INFORMATION SHOWN:
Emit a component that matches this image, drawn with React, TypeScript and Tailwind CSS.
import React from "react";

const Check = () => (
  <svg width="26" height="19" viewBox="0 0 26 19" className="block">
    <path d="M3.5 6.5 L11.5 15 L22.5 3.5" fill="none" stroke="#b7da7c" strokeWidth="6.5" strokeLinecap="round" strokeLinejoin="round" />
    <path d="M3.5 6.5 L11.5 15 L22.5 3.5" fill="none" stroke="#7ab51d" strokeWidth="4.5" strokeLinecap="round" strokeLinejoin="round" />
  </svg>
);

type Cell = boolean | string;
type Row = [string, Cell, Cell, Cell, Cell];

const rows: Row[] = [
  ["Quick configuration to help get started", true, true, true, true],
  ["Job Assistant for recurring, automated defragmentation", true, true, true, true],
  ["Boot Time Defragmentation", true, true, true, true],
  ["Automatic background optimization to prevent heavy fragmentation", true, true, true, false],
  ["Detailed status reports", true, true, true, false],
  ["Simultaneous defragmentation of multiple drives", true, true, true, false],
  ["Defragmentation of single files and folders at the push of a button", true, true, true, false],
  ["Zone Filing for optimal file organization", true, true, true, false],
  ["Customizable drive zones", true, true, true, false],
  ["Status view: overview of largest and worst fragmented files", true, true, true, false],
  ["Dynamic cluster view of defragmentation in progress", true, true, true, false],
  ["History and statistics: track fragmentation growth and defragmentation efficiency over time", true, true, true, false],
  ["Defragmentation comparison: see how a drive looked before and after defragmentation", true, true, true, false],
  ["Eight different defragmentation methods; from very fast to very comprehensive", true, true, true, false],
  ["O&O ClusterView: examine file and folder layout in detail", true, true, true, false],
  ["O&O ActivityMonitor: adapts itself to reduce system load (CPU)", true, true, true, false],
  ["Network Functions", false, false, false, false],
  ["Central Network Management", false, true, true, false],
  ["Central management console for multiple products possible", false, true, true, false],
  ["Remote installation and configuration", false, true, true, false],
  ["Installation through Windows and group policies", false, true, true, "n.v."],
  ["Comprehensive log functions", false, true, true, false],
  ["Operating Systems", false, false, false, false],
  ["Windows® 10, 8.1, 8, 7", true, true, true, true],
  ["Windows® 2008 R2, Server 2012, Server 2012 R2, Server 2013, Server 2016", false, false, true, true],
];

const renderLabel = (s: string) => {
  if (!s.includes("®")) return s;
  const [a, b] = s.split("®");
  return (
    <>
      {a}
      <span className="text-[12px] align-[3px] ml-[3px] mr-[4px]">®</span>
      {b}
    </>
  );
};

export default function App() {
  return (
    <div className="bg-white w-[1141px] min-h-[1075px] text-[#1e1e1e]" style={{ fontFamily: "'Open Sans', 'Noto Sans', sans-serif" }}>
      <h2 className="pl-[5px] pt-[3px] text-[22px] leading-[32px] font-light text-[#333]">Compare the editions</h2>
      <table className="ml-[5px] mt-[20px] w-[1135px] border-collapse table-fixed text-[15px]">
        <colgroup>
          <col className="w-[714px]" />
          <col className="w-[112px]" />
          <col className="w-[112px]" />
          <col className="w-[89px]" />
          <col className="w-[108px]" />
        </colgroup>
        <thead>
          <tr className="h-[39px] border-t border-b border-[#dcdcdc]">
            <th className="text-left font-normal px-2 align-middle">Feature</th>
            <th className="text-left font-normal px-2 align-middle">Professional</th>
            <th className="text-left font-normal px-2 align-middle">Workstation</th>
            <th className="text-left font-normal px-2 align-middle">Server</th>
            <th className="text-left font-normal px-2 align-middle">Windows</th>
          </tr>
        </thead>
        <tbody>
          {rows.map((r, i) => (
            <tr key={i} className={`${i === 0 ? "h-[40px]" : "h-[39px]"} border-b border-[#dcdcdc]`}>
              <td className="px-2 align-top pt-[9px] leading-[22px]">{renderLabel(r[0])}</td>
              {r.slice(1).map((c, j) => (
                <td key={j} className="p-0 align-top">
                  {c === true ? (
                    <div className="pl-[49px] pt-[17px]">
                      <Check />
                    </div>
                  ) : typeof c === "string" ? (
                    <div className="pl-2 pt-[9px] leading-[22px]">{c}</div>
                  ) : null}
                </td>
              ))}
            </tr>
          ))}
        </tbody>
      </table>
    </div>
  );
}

STATED PROBLEM:
Return only the lines spanning from the first line of the material through the line with "import React from", copied exactly, both ends kept.

COMPLETE ANSWER:
Emit a component that matches this image, drawn with React, TypeScript and Tailwind CSS.
import React from "react";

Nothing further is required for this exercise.